The 20 dishes that actually represent Bali in 2026 — what they are, where to find them (specific warungs by region), 2026 IDR prices, spice level, and vegetarian options. Written by a family of certified Bali guides who eat at warungs nightly.

In This Guide
- The 20 Must-Try Dishes — Full Table
- Best Warungs by Region
- Ubud — The Food Capital
- Seminyak — Fine Dining
- Canggu — Cafe Culture
- Sanur — Old Bali Charm
- Kuta — The Reformed Classic
- Jimbaran — Seafood Sunset
- Bali Food Etiquette — What to Know
- Hidden Gems — Dishes Few Tourists Try
- Plecing Kangkung
- Tipat Cantok
- Rujak
- Bubur Mengguh
- Food Tours and Cooking Classes
- Bali Food Prices in 2026 — Daily Budget
- Making the Most of Bali's Food
- FAQ
- Is Bali food vegetarian-friendly?
- How spicy is Bali food really?
- What should I eat for breakfast in Bali?
- Is halal food available in Bali?
- What should I feed kids in Bali?
- How do I handle food allergies in Bali?
- Will I get food poisoning in Bali?
- Can I drink water from the tap in Bali?
- Is Bali fine dining worth the money?
- What is the best Bali food tour?
- How much should I budget for food per day in Bali?
- Related Guides
Most visitors to Bali eat the same five dishes for two weeks and leave thinking Balinese food is fine but unmemorable. The problem is they never met the other fifteen — the lemongrass-scented satay grilled over coconut husk, the duck slow-cooked in banana leaves for twelve hours, the bean curd salad sold from a cart at 6 a.m. that costs less than a coffee.
This guide is the list we hand our own guests. Twenty dishes, the specific warungs and regions where they are best, what they cost in IDR in 2026, the spice level, and whether you can order them vegetarian. If you eat your way through even half of these, you will leave Bali with a different opinion of Indonesian food.

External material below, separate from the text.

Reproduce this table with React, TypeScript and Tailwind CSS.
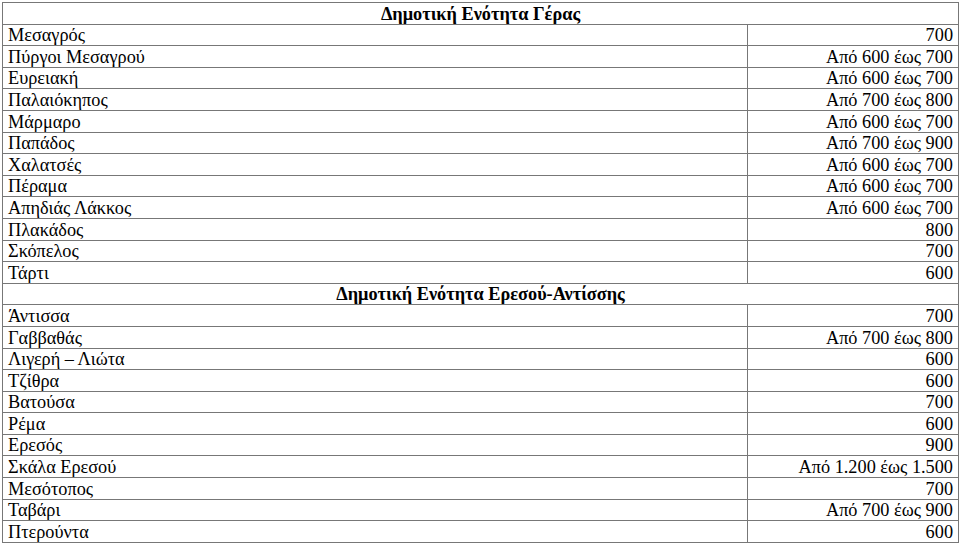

Quick answer: The five Bali dishes you cannot leave without trying are babi guling (slow-roasted suckling pig, 45,000–80,000 IDR), nasi campur (mixed rice plate, 25,000–50,000 IDR), bebek betutu (duck slow-cooked in banana leaves, 90,000–180,000 IDR), lawar (Balinese ceremonial salad, 15,000–35,000 IDR), and sate lilit (lemongrass-stick satay, 20,000–40,000 IDR per serving). For babi guling go to Warung Ibu Oka in Ubud or Babi Guling Pak Malen in Seminyak; for grilled seafood go to Jimbaran Bay; for sate lilit and lawar try Warung Mak Beng in Sanur. Daily food budget in 2026: 150,000–400,000 IDR (10–26 USD) at warungs, 600,000–1,500,000 IDR (39–97 USD) for fine dining.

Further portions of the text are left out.